A case for upending grantee partner calls


Conniel Malek


One day, I nodded absentmindedly at a comment my four-year old made. She looked at me and said: ‘Mama, you aren’t listening to me with your listening ears!’ I was simultaneously taken aback and humbled. This was undoubtedly something she heard from one of her teachers at school. The prescience of this message and its tiny messenger were unexpected, but I appreciated the lesson. We don’t do enough listening with our listening ears in life, and we certainly don’t do enough of it in philanthropy.

Instead, we listen only so we can comment, critique, or champion positions or ‘expertise’ that we believe we possess. But we as funders need to take a page from the book of toddlers and listen with our listening ears. After all, isn’t it their future that we are all working so hard to protect?

On occasion, grantee partners have told us that they vacillate between dread and anxiety as funder calls approach. Some may enter calls feeling like supplicants instead of like true partners. There is the invisible push to tailor their work to what they think we funders want to hear.

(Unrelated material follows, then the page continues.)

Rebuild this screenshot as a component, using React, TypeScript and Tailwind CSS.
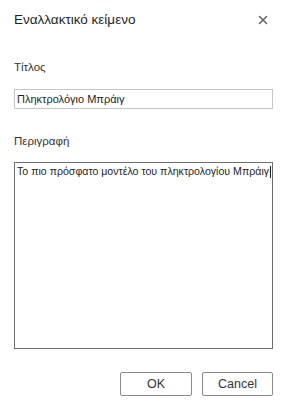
import { X } from 'lucide-react';

export default function App() {
  return (
    <div
      className="flex h-[408px] w-[287px] flex-col bg-white px-[14px] text-[#262626]"
      style={{ fontFamily: '"Liberation Sans", Arial, sans-serif' }}
    >
      <div className="mt-[10px] flex h-[20px] items-center justify-between">
        <div className="text-[13.5px] leading-[20px] text-[#1f1f1f]">Εναλλακτικό κείμενο</div>
        <button className="mr-[3px] flex h-[14px] w-[14px] items-center justify-center text-[#666666]">
          <X size={14} strokeWidth={2.8} />
        </button>
      </div>

      <div className="mt-[29px] text-[11.5px] leading-[16px] text-[#333333]">Τίτλος</div>
      <input
        readOnly
        value="Πληκτρολόγιο Μπράιγ"
        className="mt-[14px] h-[20px] w-full border border-[#c6c6c6] px-[2px] text-[11px] text-[#1f1f1f] outline-none"
      />

      <div className="mt-[24px] text-[11.5px] leading-[16px] text-[#333333]">Περιγραφή</div>
      <div className="mt-[13px] h-[187px] w-full whitespace-nowrap border border-[#6e6e6e] px-[2px] pt-[1px] text-[10.6px] leading-[15px] text-[#1f1f1f]">
        Το πιο πρόσφατο μοντέλο του πληκτρολογίου Μπράιγ
        <span className="ml-[1px] inline-block h-[12px] w-[1px] align-middle bg-[#1f1f1f]" />
      </div>

      <div className="mt-[23px] flex justify-end gap-[10px]">
        <button className="h-[24px] w-[72px] rounded-[2px] border border-[#8a8a8a] bg-white text-[12.5px] text-[#333333]">
          OK
        </button>
        <button className="h-[24px] w-[71px] rounded-[2px] border border-[#8a8a8a] bg-white text-[12.5px] text-[#333333]">
          Cancel
        </button>
      </div>
    </div>
  );
}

Recognizing that this power dynamic is somewhat inevitable in philanthropy, we at True Costs Initiative (TCI) have been incorporating alternative approaches to these grantee partner calls. We are still learning and adjusting our processes. However, we found three questions that have forced us to truly listen.

1. What do you want to tell us, and what didn’t we ask you that we should have?

Funders often enter grantee partner calls with a prescriptive agenda and curated approach to those interactions. We tend to be inordinately driven by what we want to know and which responses to our questions will ‘justify’ our investment in their work. But what if instead, our starting point was what grantee partners actually want to tell us, not what we want to hear? It could change the paradigm, and it would create much more space for unvarnished conversations, creativity, and openness to investing in ‘riskier’ initiatives.

We never leave a call without asking partners what it is that we have missed. Undoubtedly, there are things that we should have asked, should have listened better to, or neglected to see because of our ‘philanthropic blinders.’ Initially, our question caught several of our grantee partners off guard. Some of them told us that no funder had ever asked them such a question. Their responses to this question are sometimes the most illustrative of their work and provide the impetus for creative and boundary-pushing collaborations and initiatives.

2. Who do you need to succeed in order to do your work?

In the article Five Ways To Become A Better Climate Funder, Nani Reventlow highlights how important it is to ask partners, ‘Who needs to succeed in order for the work you are focusing on to succeed?’ I love this question. Too often in philanthropy funders are hungry for the what – the banner projects, the ‘innovative’ solutions, or the groundbreaking litigation – but we ignore the who. Who are the indispensable partners of our partners, who provides them invaluable insight and expertise behind the scenes, for decades and without remuneration?

For instance, our partner Corporate Accountability Lab (CAL) reached out to us for direct support to their local partner in Côte d’Ivoire. CAL had described this local partner’s cutting-edge work on government and corporate accountability. Given how significant this local partner’s work is to CAL, TCI was moved to fill a funding gap when CAL’s local partner happened to lose funding from a multilateral organization. If we are to fund well and responsibly, we must listen to understand the complete ecosystem in which our partners operate, to know who the indispensable partners of our partners are, and then we should support them too.

3. How are you staying happy, healthy, and whole?

As a team, we started asking this question in the first years of the Covid-19 pandemic and we haven’t stopped. We don’t ask this question to be cute. We ask it to be kind. That is what you would expect of a partner of any kind. This question is also very much aligned with our organization’s ethos of relationship-first philanthropy. Regardless of the specific question you choose to ask, inquiring about and understanding the health, wellness, and the sustainability of your partners’ work is critical to true partnership. It should be a permanent fixture in funder-partner interactions, not something funders do only during ‘peak-Covid’ days.

Illustration of partner responses to the question, ‘How are you staying happy, healthy, and whole?’


We offer these examples not because there is any one way to engage on a grantee partner call. Instead, we offer these up because they have helped us build and maintain relationships with our grantee partners, learn from them and unlearn the things we needed to unlearn.

None of this means that philanthropy should necessarily eschew calls with grantee partners. If framed with intentionality and an eye to true partnership, they can be an opportunity for bilateral learning and sharing. That said, philanthropy as a field must continue to interrogate the relevance, utility, and framing of these interactions.

Our grantee partners are the experts. We are only worthy of those grantee partnerships when we make space for partners to tell us what they want to tell us and when we listen – with our listening ears.

Conniel Malek is the Executive Director of True Costs Initiative.